The rhythm of life here in Morocco - at least, up here in the Atlas Mountains - is genuinely different than anywhere else I’ve ever been. It might sound jaded, but in all or almost all of my travels - even to Ukraine - there was a modern rhythm to life that felt in some sense similar to home. Yes details might be different, priorities change, but the basic rhythm of life felt familiar. But here, life is genuinely different. Maybe it’s the way all the food is natural and home cooked, or the way there’s so much less commercialism and capitalism. It’s not that it’s so poor; things are rural and poor here to some extent, but I’ve been far more poor places that still felt modern. No, it just seems like a place more out of time. The way everybody knows everybody else. The way cars can’t get into the main city so everybody just walks around the narrow alleyways and stairs, or uses the donkeys and mules, which are present everywhere. Things can feel very tourist-y here for sure; we passed a number of tourist groups on the way up to lunch at the sanctuary at 7200 feet, and clearly tourism is an important industry. But underneath there is a real life happening here as well and it is happy and calm and very different than home. It’s the only place I’ve ever been where you can see a man riding a donkey sideways up or down to work while carrying an Android smartphone and texting from it.
Although lots of cool things happened in the last 24 hours, perhaps the star of the show was the Hammam. I have, of course, been to many saunas and spas, including those coming from other traditions, like slavic Banyas. But the Hammam was cool and unique, mostly because of the man who ran it and was our treatment provider/ritualist, a quite elderly and very spry and wiry Moroccan man who spoke not a lick of English and proceeded to throw water at us, sit on us, bend our limbs and slather us in soap with glee and abandon. We got a shampoo, a massage, he slapped us and lifted our legs as we lay on a heated floor in a very wet room. I wish I could have gotten pictures but obviously that’s inappropriate but just imagine a questionably clean but very pleasant white tiled room with a low ceiling and archways leading to other rooms for washing. It was a deeply personal, very masculine (no women were allowed; they had their own separate session) and, if I can use this word, joyful experience. It weirdly reminded me of the “human car wash” from Burning Man. (Oh and it cost about $13).

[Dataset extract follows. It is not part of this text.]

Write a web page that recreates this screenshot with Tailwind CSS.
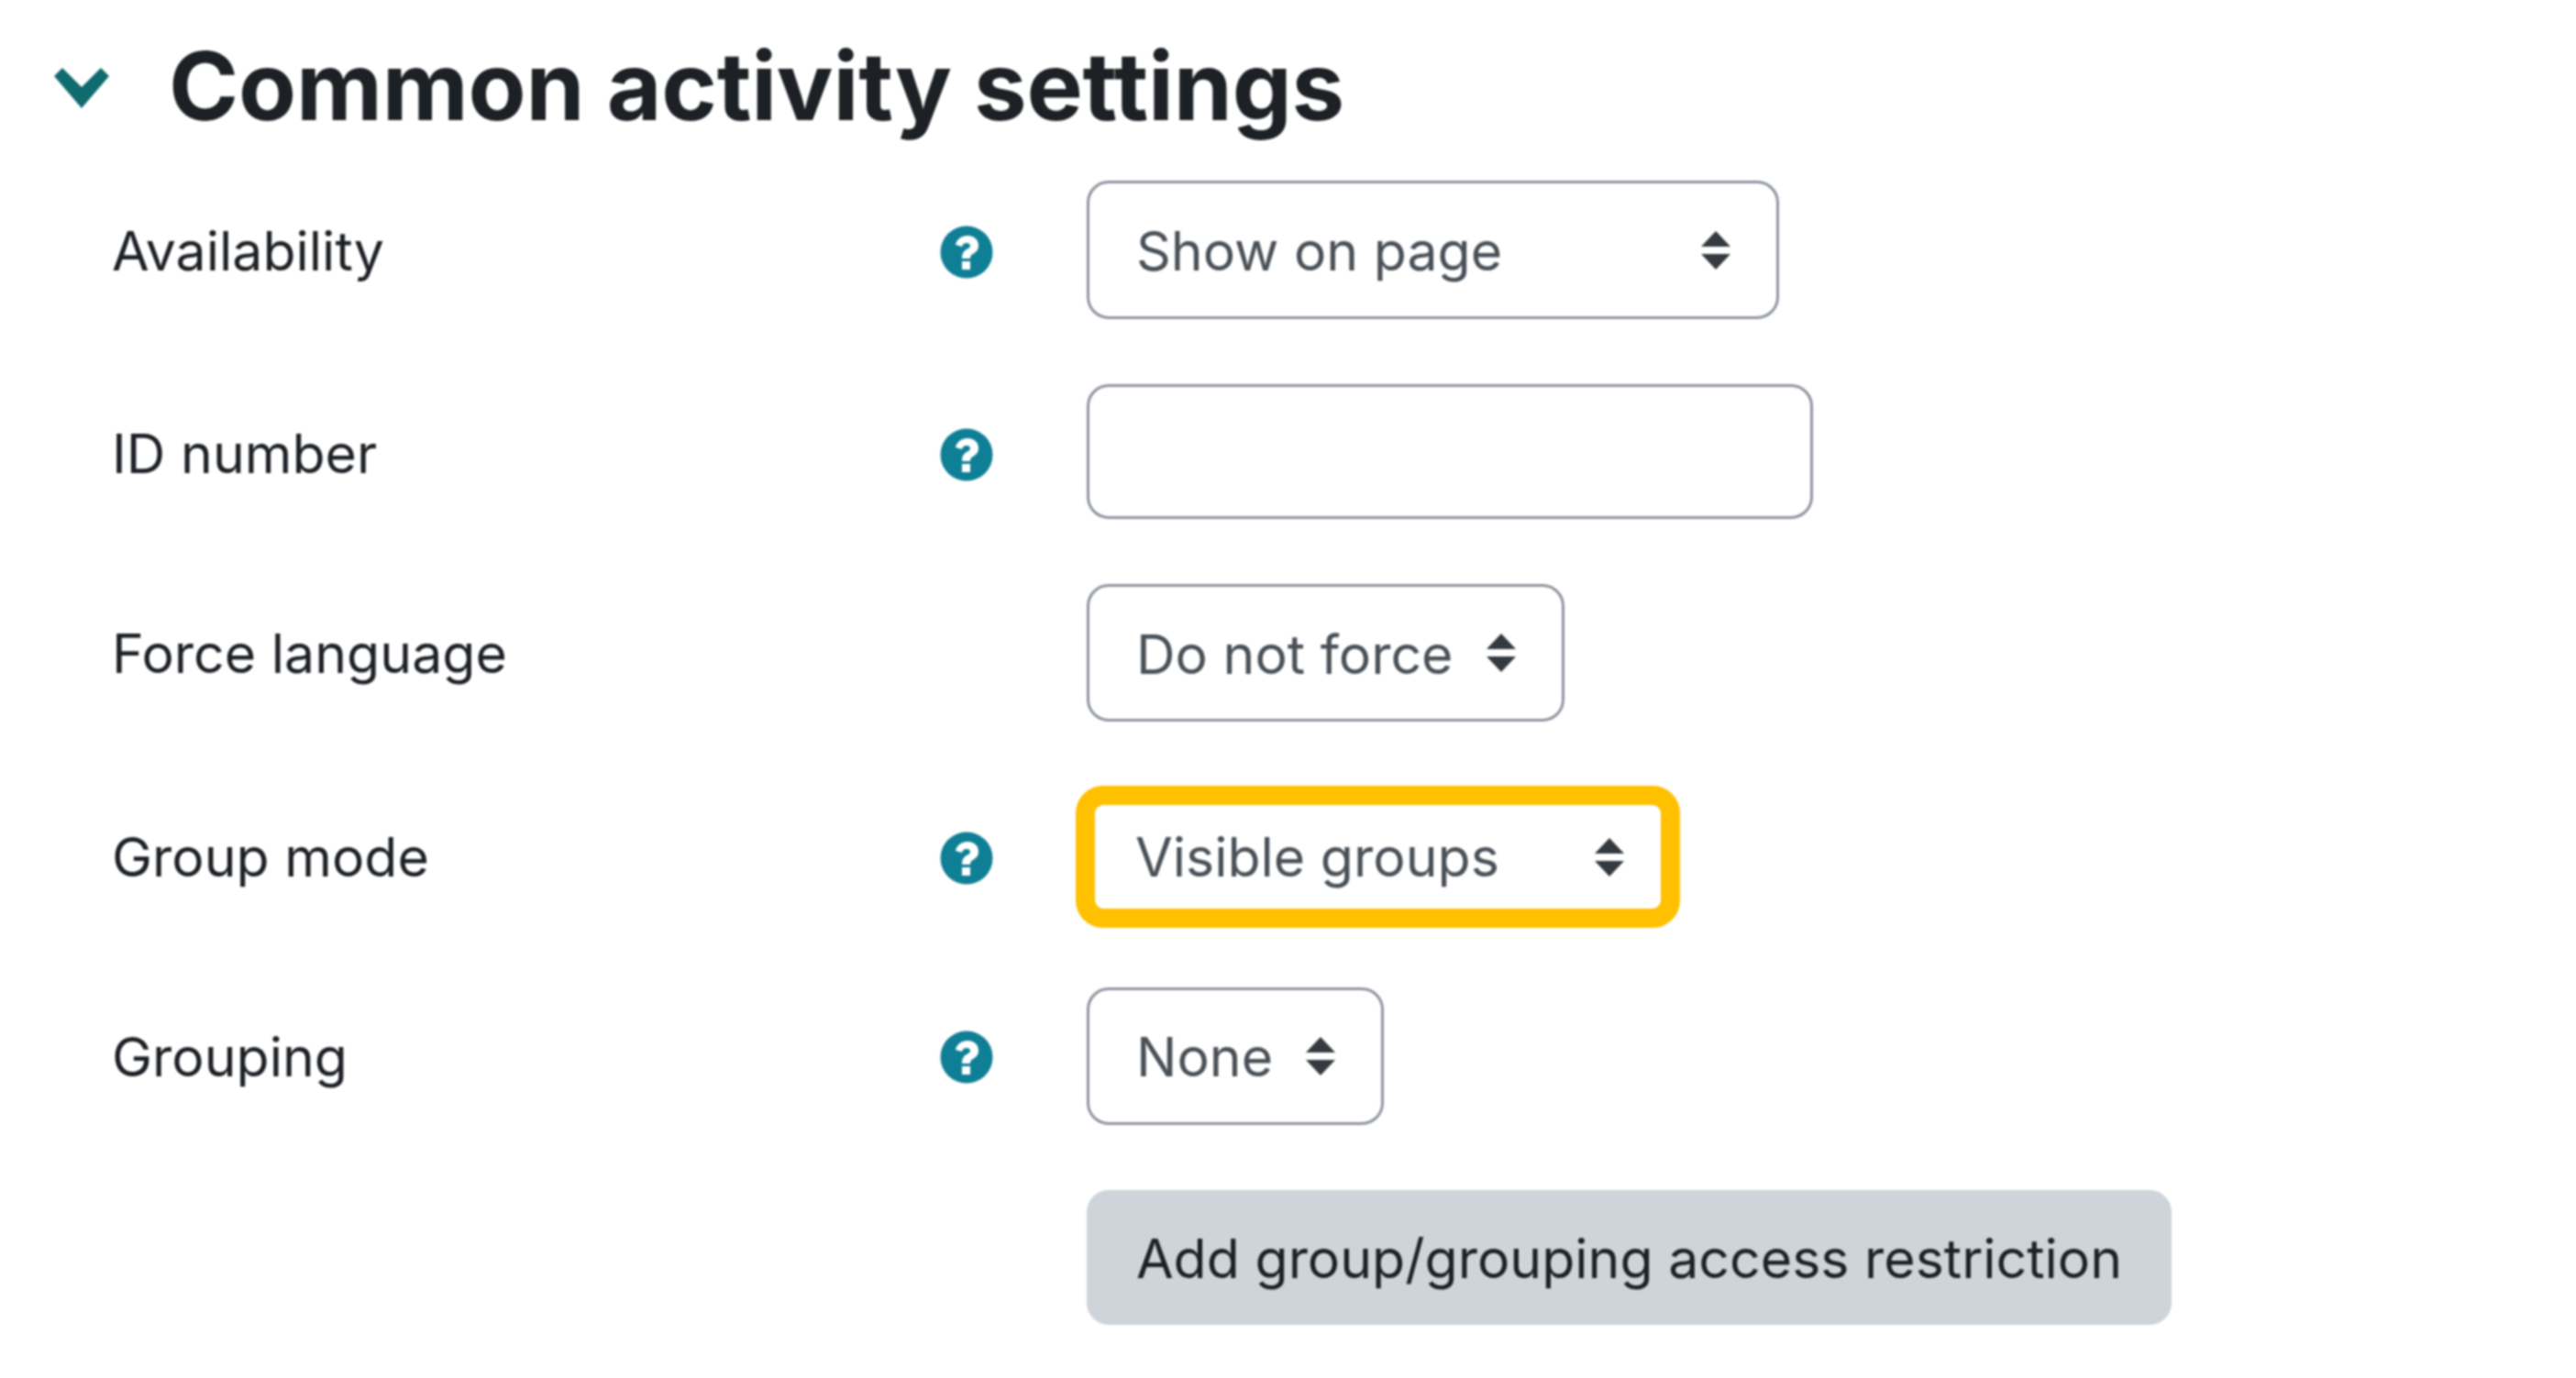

All the food is delicious and kind of absurdly healthy, which is probably good because of my minor dental emergency which I’ll talk about soon. It’s Whole Foods; rice, potatoes, carrots, olives, bread and jam and peanut butter - everything either raw or cooked on an open grill or in a Taijin on top of charcoal. No Diet Coke to be found. In the morning we had a local village woman show us how they make a traditional bread and we patted out and made some of our own - I burned mine a little but actually it was really tasty that way. They are very simple round loaves of a very simple dough made with semolina; it reminded me a good pizza crust but they just eat it fresh and warm sometimes with butter and jam and lots and lots of tea. She was charming and delightful and covered head to toe in traditional cloathing and also, of course, had a cell phone. Then we went up to a rooftop terrace where we got amazing views of fog rolling in the valley and where we would be hiking.

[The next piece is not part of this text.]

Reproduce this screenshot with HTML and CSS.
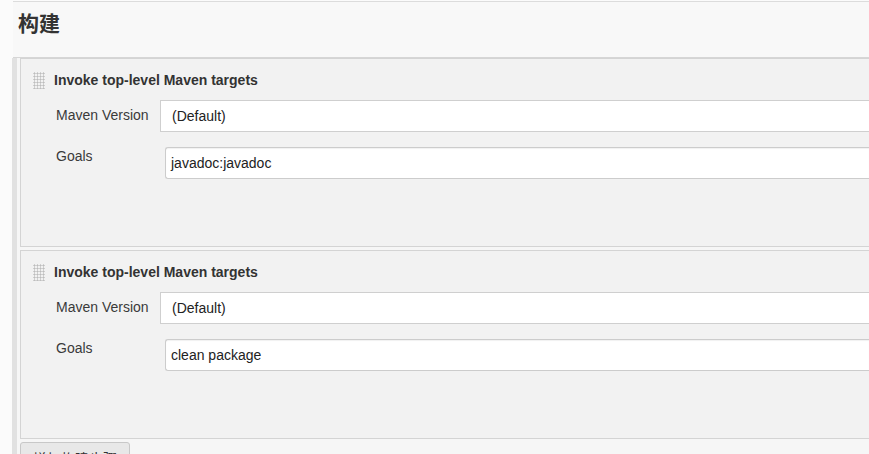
FILE: index.html
```html
<!DOCTYPE html>
<html lang="zh">
<head>
<meta charset="utf-8">
<title>构建</title>
<link rel="stylesheet" href="styles.css">
</head>
<body>
<div class="page">
  <div class="section-header">
    <h2 class="section-title">构建</h2>
  </div>
  <div class="builders">
    <div class="bar"></div>
    <div class="chunks">
      <div class="chunk">
        <div class="chunk-title"><span class="handle"></span><span class="chunk-name">Invoke top-level Maven targets</span></div>
        <div class="row row-select">
          <div class="label label-select">Maven Version</div>
          <div class="select">(Default)</div>
        </div>
        <div class="row">
          <div class="label label-text">Goals</div>
          <div class="text-input">javadoc:javadoc</div>
        </div>
      </div>
      <div class="chunk">
        <div class="chunk-title"><span class="handle"></span><span class="chunk-name">Invoke top-level Maven targets</span></div>
        <div class="row row-select">
          <div class="label label-select">Maven Version</div>
          <div class="select">(Default)</div>
        </div>
        <div class="row">
          <div class="label label-text">Goals</div>
          <div class="text-input">clean package</div>
        </div>
      </div>
      <div class="actions">
        <button class="add-btn">增加构建步骤</button>
      </div>
    </div>
  </div>
</div>
</body>
</html>
```

FILE: styles.css
```css
html, body {
  margin: 0;
  padding: 0;
  background: #fbfbfb;
  height: 100%;
  overflow: hidden;
}

body {
  font-family: "Liberation Sans", Arial, "Noto Sans CJK SC", sans-serif;
  color: #333;
}

.page {
  padding-top: 1px;
}

.section-header {
  margin-left: 13px;
  border-top: 1px solid #dcdcdc;
  border-bottom: 1px solid #d6d6d6;
  background: #f8f8f8;
  height: 55px;
  box-sizing: content-box;
}

.section-title {
  margin: 0;
  padding: 6px 0 0 5px;
  font-family: "Noto Sans CJK SC", "Liberation Sans", sans-serif;
  font-size: 21px;
  line-height: 28px;
  font-weight: 700;
  color: #333;
}

.builders {
  display: flex;
  margin-left: 12px;
}

.bar {
  width: 5px;
  flex: none;
  background: #e1e1e1;
  min-height: 420px;
}

.chunks {
  flex: 1;
  padding-left: 3px;
  background: #f6f6f6;
  min-width: 0;
}

.chunk {
  background: #f2f2f2;
  border: 1px solid #d4d4d4;
  border-right: none;
  padding: 13px 0 67px 0;
  margin-bottom: 3px;
}

.chunk-title {
  display: flex;
  align-items: center;
  height: 17px;
  padding-left: 12px;
  margin-bottom: 11px;
}

.handle {
  width: 12px;
  height: 17px;
  margin-right: 9px;
  background-image: radial-gradient(circle, #bdbdbd 0.9px, transparent 1.2px);
  background-size: 3px 3px;
  background-position: 0 0;
}

.chunk-name {
  font-size: 14px;
  font-weight: 700;
  line-height: 17px;
  color: #333;
}

.row {
  display: flex;
  align-items: flex-start;
}

.row-select {
  margin-bottom: 15px;
}

.label {
  width: 104px;
  flex: none;
  padding-left: 35px;
  font-size: 14px;
  line-height: 17px;
  color: #3a3a3a;
}

.label-select {
  padding-top: 7px;
}

.label-text {
  padding-top: 1px;
}

.select {
  flex: 1;
  height: 30px;
  border: 1px solid #cfcfcf;
  border-right: none;
  background: #fff;
  font-size: 14px;
  line-height: 30px;
  padding-left: 11px;
  color: #222;
}

.text-input {
  flex: 1;
  margin-left: 5px;
  height: 30px;
  border: 1px solid #cccccc;
  border-right: none;
  border-radius: 3px 0 0 3px;
  box-shadow: inset 0 1px 1px rgba(0, 0, 0, 0.06);
  background: #fff;
  font-size: 14px;
  line-height: 30px;
  padding-left: 5px;
  color: #222;
}

.actions {
  padding-top: 0;
  background: #f6f6f6;
}

.add-btn {
  margin: 0;
  width: 110px;
  height: 28px;
  border: 1px solid #c8c8c8;
  border-radius: 3px;
  background: #e8e8e8;
  font-family: "Noto Sans CJK SC", "Liberation Sans", sans-serif;
  font-size: 14px;
  color: #333;
  padding: 4px 0 0 0;
  text-align: center;
  line-height: 20px;
  vertical-align: top;
}
```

The hike up to the sanctuary was also very pleasant, across a dry rocky river bed and up winding steps. I am running into trouble just because I am so exhausted - I’m running on probably 3 hours of sleep per night for 4 or 5 nights - but I trudged like a zombie up behind our guide to lunch, which we had surrounded by cats (there are cats everywhere here) in a low slung enclosure up on the mountain. The rhythm of the small mountain village is also quite fascinating; nobody lives there but people work there to support the folks trying to climb the mountain (Mt. Toubkal, which is up at about 13,000 feet) with lunch and water and snacks. There were hoses going everywhere, water flowing through town, buildings built into the sides of the hills seemingly at random, men going to and fro, guiding, cooking, serving, yelling at each other, and donkeys and mules littered around, bothering the cats. It’s a rhythm of life that’s just fundamentally different from home, that’s for sure. It gives you perspective.
The one thing I’m not crazy about - other than being tired and mentally spent from dealing with dental trauma - is the cold. I was not prepared for cold and this house/hostel/waypoint is unheated and freezing, especially at night.
Everyone is very nice and I am feeling really bad that for reasons of anxiety and my fatigue and fear about my mouth that I’ve been really antisocial. I don’t even knokw very many peoples’ names and they must think I’m quite odd and unfriendly but I will try harder to be social and engaged.